GIVEN INSTRUCTION → Copy out the lines that include the word "TypeScript".

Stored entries
---

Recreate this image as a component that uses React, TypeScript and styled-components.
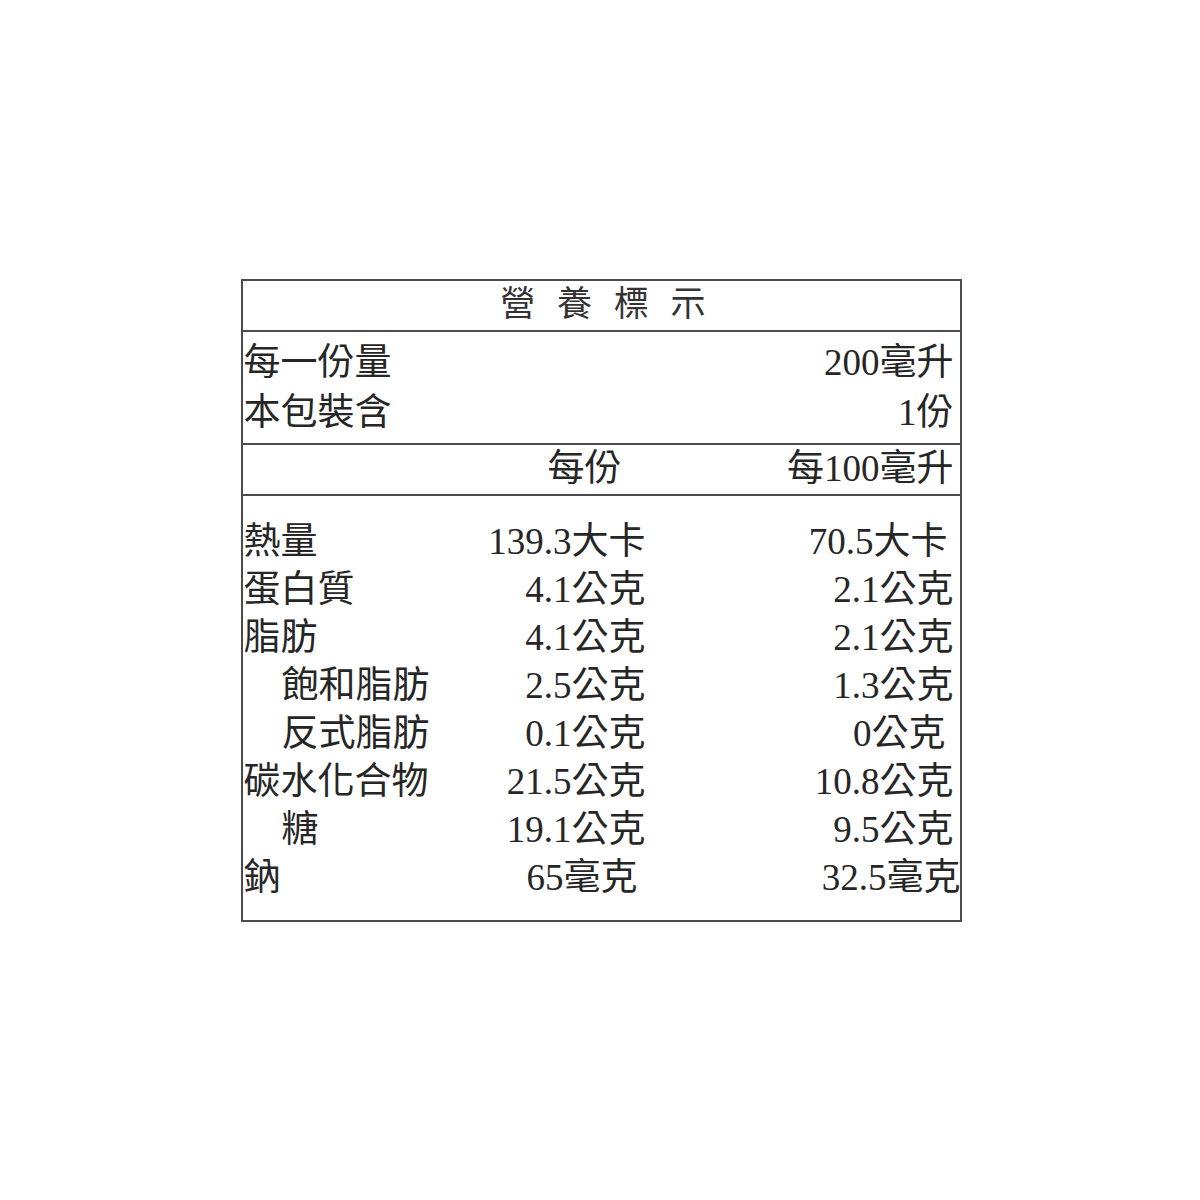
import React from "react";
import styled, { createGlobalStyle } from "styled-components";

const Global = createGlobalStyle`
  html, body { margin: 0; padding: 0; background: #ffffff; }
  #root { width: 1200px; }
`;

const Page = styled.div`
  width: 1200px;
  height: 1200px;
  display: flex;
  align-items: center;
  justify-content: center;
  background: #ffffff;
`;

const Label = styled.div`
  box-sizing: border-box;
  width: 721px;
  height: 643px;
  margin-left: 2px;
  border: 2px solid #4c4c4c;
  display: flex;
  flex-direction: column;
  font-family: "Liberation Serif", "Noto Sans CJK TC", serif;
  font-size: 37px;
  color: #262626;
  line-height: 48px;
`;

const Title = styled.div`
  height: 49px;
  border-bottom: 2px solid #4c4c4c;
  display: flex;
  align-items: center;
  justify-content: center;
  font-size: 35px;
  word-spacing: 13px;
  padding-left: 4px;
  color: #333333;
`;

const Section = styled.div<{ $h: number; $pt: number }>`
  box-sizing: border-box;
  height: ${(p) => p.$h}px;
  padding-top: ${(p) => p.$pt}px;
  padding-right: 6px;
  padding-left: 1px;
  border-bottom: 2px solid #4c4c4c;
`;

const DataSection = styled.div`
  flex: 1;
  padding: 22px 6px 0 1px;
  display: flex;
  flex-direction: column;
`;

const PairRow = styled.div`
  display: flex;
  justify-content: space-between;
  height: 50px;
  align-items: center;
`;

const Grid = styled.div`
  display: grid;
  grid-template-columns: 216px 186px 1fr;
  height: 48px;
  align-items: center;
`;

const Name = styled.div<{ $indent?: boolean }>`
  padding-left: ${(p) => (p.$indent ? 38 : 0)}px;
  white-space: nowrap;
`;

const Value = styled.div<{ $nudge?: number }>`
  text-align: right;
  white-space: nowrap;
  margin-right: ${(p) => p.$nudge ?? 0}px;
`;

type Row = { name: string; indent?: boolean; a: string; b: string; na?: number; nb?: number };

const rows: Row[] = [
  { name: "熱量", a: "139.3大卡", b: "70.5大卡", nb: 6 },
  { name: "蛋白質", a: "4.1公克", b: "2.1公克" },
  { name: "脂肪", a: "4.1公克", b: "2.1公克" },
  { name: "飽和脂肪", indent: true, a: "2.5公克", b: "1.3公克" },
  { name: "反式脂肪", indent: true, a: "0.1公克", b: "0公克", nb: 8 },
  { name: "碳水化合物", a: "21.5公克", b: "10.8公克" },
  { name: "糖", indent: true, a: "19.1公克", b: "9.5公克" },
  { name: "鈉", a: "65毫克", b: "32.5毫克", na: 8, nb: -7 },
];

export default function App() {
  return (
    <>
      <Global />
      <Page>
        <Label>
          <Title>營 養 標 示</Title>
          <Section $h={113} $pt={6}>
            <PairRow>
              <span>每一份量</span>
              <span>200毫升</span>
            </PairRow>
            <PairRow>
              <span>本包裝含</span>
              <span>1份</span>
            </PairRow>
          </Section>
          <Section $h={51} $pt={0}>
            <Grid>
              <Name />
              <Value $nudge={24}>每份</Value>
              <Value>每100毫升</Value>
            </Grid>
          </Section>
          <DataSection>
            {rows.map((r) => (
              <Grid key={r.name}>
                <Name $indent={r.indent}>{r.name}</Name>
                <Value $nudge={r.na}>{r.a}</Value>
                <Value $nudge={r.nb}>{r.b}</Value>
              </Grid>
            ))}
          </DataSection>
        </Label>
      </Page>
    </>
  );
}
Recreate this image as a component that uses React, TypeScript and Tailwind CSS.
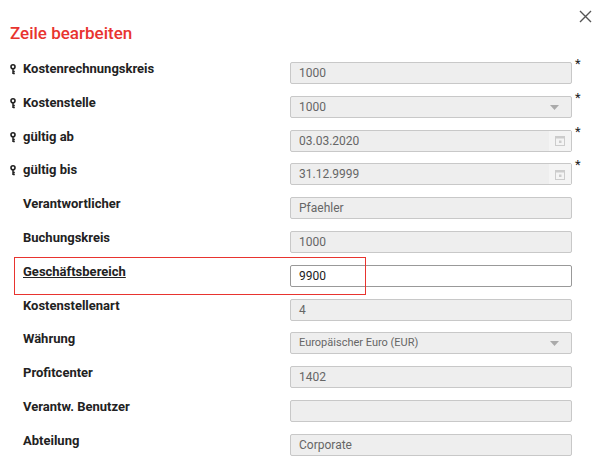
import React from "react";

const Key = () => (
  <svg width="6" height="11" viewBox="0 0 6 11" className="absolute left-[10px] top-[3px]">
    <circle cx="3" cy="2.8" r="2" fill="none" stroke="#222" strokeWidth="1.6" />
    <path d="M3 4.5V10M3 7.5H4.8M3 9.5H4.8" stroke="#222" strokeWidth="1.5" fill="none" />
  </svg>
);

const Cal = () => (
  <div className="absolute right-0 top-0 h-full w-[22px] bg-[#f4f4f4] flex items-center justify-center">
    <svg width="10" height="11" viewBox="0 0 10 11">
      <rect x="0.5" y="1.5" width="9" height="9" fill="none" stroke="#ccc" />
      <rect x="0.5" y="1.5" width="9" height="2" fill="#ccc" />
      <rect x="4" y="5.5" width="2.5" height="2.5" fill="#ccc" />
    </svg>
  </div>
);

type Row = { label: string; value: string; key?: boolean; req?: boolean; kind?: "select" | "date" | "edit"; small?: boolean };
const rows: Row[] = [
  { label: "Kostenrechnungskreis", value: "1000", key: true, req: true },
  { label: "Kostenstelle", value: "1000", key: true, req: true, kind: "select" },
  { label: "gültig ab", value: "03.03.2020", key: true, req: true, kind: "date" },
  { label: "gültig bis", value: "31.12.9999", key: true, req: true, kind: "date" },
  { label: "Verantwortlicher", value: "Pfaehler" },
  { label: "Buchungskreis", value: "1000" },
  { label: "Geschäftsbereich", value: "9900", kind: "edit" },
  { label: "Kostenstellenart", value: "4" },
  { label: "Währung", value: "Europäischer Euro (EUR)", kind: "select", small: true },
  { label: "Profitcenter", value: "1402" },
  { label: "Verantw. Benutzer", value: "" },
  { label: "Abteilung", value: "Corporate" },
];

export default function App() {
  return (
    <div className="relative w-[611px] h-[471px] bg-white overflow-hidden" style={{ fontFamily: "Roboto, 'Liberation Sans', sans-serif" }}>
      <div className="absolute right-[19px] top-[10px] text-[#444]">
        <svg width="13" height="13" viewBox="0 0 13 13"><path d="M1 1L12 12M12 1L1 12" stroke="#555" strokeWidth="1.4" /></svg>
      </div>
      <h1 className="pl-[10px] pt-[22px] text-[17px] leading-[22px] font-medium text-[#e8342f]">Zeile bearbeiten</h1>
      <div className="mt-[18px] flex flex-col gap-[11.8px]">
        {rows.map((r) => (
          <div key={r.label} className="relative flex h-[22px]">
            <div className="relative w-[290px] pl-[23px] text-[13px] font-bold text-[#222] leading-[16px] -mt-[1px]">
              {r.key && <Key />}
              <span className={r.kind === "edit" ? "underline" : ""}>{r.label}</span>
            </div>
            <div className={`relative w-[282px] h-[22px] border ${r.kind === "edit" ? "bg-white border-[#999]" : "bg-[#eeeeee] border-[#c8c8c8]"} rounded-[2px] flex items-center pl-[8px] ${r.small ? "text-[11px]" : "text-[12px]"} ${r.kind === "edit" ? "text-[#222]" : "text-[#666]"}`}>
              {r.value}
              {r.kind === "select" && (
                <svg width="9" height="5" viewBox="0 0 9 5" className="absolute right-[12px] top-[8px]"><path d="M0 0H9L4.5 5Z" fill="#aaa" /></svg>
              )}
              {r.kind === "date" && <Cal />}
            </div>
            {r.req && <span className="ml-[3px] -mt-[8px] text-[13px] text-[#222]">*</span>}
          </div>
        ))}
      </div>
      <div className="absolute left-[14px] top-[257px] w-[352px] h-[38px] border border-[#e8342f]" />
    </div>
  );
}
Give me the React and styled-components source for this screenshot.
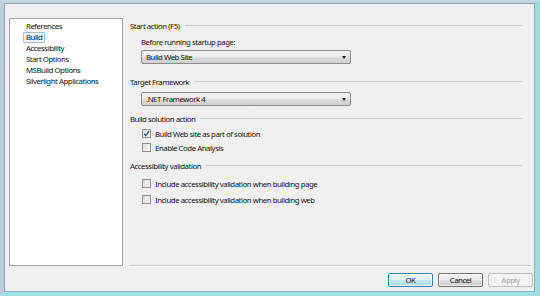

---

SOLUTION →
Recreate this image as a component that uses React, TypeScript and styled-components.
Recreate this image as a component that uses React, TypeScript and Tailwind CSS.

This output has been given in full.